Throughout history, marriages have been made solely for political reasons. For example, King John II of Castile married Maria of Aragon (sister to King John II of Aragon) to produce an heir to inherit the thrones of Aragon and Castile, therefore unifying the two regions.

          After her father, King John II of Castile died, Isabella was pressured by her brother King Henry IV to marry King Alfonso V of Portugal, but she refused to, knowing that the nobles did not approve of Henry.

          She secretly sent out a member of the royal court to look for suitors for her. He brought back news of Ferdinand, the handsome, young prince of Aragon. Isabella gained support for this marriage as it would bring unity between the two kingdoms of Castile and Aragon, perhaps even unifying the whole of Spain one day. They married four days after they met.



Marriage: Bonding two areas, and two lives

       Diplomatically, Ferdinand held less power because Aragon was much smaller then Castile. But privately, Isabella assured him that they would make decisions together and developed the motto, "the one as much as the other". Their marriage was at first political, but they grew to love and trust each other.


         Ferdinand inherited Aragon in a stable condition thanks to the efforts of his father. However, Castile was in chaos; the previous kings (John II of Castile and Henry IV) had not properly managed affairs, leaving the area with a high crime rate, different laws in every other town, and there was not even a common currency.

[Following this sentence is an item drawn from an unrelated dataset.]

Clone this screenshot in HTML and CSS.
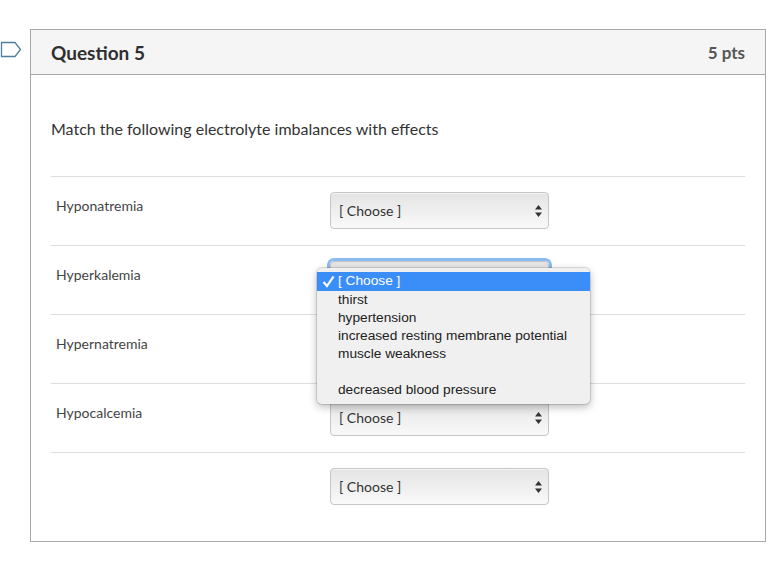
FILE: index.html
```html
<!DOCTYPE html>
<html>
<head>
    <title>Question 5</title>
    <link rel="stylesheet" href="styles.css">
</head>
<body>
    <div class="page">
        <div class="flag">
            <svg width="24" height="20" viewBox="0 0 24 20">
                <path d="M1.5 1.5 H15 L20.5 8.5 L15 15.5 H1.5 Z" fill="none" stroke="#4f7f9f" stroke-width="1.3"/>
            </svg>
        </div>

        <div class="question">
            <div class="header">
                <h2>Question 5</h2>
                <span class="points">5 pts</span>
            </div>

            <div class="content">
                <p class="text">Match the following electrolyte imbalances with effects</p>

                <div class="answers">
                    <div class="answer">
                        <div class="label">Hyponatremia</div>
                        <div class="select">
                            <span>[ Choose ]</span>
                            <svg class="arrows" width="7" height="12" viewBox="0 0 7 12"><path d="M3.5 0 L7 4.5 H0 Z M3.5 12 L7 7.5 H0 Z" fill="#333"/></svg>
                        </div>
                    </div>

                    <div class="answer">
                        <div class="label">Hyperkalemia</div>
                        <div class="select-wrap">
                            <!-- covered by the open menu -->
                            <div class="select focused covered">
                                <span>[ Choose ]</span>
                                <svg class="arrows" width="7" height="12" viewBox="0 0 7 12"><path d="M3.5 0 L7 4.5 H0 Z M3.5 12 L7 7.5 H0 Z" fill="#333"/></svg>
                            </div>
                            <ul class="menu">
                                <li class="selected">
                                    <svg class="check" width="13" height="13" viewBox="0 0 13 13"><path d="M1.5 7 L5 11 L11.5 1.5" fill="none" stroke="#fff" stroke-width="2.2"/></svg>[ Choose ]
                                </li>
                                <li>thirst</li>
                                <li>hypertension</li>
                                <li>increased resting membrane potential</li>
                                <li>muscle weakness</li>
                                <li>&nbsp;</li>
                                <li>decreased blood pressure</li>
                            </ul>
                        </div>
                    </div>

                    <div class="answer">
                        <div class="label">Hypernatremia</div>
                        <div class="select covered">
                            <span>[ Choose ]</span>
                            <svg class="arrows" width="7" height="12" viewBox="0 0 7 12"><path d="M3.5 0 L7 4.5 H0 Z M3.5 12 L7 7.5 H0 Z" fill="#333"/></svg>
                        </div>
                    </div>

                    <div class="answer">
                        <div class="label">Hypocalcemia</div>
                        <div class="select">
                            <span>[ Choose ]</span>
                            <svg class="arrows" width="7" height="12" viewBox="0 0 7 12"><path d="M3.5 0 L7 4.5 H0 Z M3.5 12 L7 7.5 H0 Z" fill="#333"/></svg>
                        </div>
                    </div>

                    <div class="answer">
                        <div class="label"></div>
                        <div class="select">
                            <span>[ Choose ]</span>
                            <svg class="arrows" width="7" height="12" viewBox="0 0 7 12"><path d="M3.5 0 L7 4.5 H0 Z M3.5 12 L7 7.5 H0 Z" fill="#333"/></svg>
                        </div>
                    </div>
                </div>
            </div>
        </div>
    </div>
</body>
</html>
```

FILE: styles.css
```css
body {
    margin: 0;
    font-family: Lato, "Open Sans", sans-serif;
    color: #333;
    background-color: #fff;
}

.page {
    display: flex;
    padding-top: 29px;
}

.flag {
    width: 30px;
    padding-top: 12px;
}

.flag svg {
    display: block;
}

.question {
    width: 734px;
    border: 1px solid #a9a9a9;
}

.header {
    display: flex;
    justify-content: space-between;
    align-items: center;
    height: 44px;
    padding: 0 20px;
    background-color: #f5f5f5;
    border-bottom: 1px solid #a9a9a9;
}

.header h2 {
    margin: 0;
    font-size: 19px;
    font-weight: bold;
    color: #2f2f2f;
}

.points {
    font-size: 17px;
    font-weight: bold;
    color: #555;
}

.content {
    padding: 44px 20px 20px;
}

.text {
    margin: 0 0 37px;
    font-size: 16px;
    line-height: 20px;
}

.answer {
    display: grid;
    grid-template-columns: 279px 219px;
    align-items: start;
    padding: 15px 0 16px;
    border-top: 1px solid #dedede;
}

.label {
    padding: 6px 0 0 5px;
    font-size: 14px;
    line-height: 16px;
    color: #444;
}

.select {
    display: flex;
    justify-content: space-between;
    align-items: center;
    box-sizing: border-box;
    height: 37px;
    padding: 0 6px 0 8px;
    border: 1px solid #c6c6c6;
    border-radius: 4px;
    background: linear-gradient(#e4e4e4, #f9f9f9);
    box-shadow: inset 0 1px 0 rgba(255, 255, 255, 0.6);
    font-size: 14px;
    color: #333;
}

.select.focused {
    box-shadow: 0 0 0 3px #8cbaf3;
}

.select.covered span {
    visibility: hidden;
}

.select-wrap {
    position: relative;
}

/* open native-looking menu */
.menu {
    position: absolute;
    top: 7px;
    left: -13px;
    z-index: 2;
    width: 273px;
    margin: 0;
    padding: 5px 0 5px;
    list-style: none;
    background-color: #f0f0f0;
    border-radius: 5px;
    box-shadow: 0 0 0 1px rgba(0, 0, 0, 0.12), 0 3px 8px rgba(0, 0, 0, 0.28);
    font-family: "Liberation Sans", Arial, sans-serif;
    font-size: 13.7px;
    color: #222;
}

.menu li {
    position: relative;
    height: 18px;
    line-height: 18px;
    padding-left: 21px;
    white-space: nowrap;
}

.menu li.selected {
    margin-top: -1px;
    padding-bottom: 1px;
    background-color: #3b8ef8;
    color: #fff;
}

.check {
    position: absolute;
    left: 5px;
    top: 3px;
}
```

       In Castile, the nobles held the power. Each area had their own set of laws; however, groups of people called hermandades acted as law enforcers. The nobles kept money for themselves, sucking the royal treasury dry. This also meant that most of the population were poverty-stricken. With no stable central government, trade, agriculture, and infrastructure were practically nonexistent.
       With many more problems, the marriage of Ferdinand and Isabella had already formed a partnership with a daunting task of rebuilding the corrupt, separate area of Castile.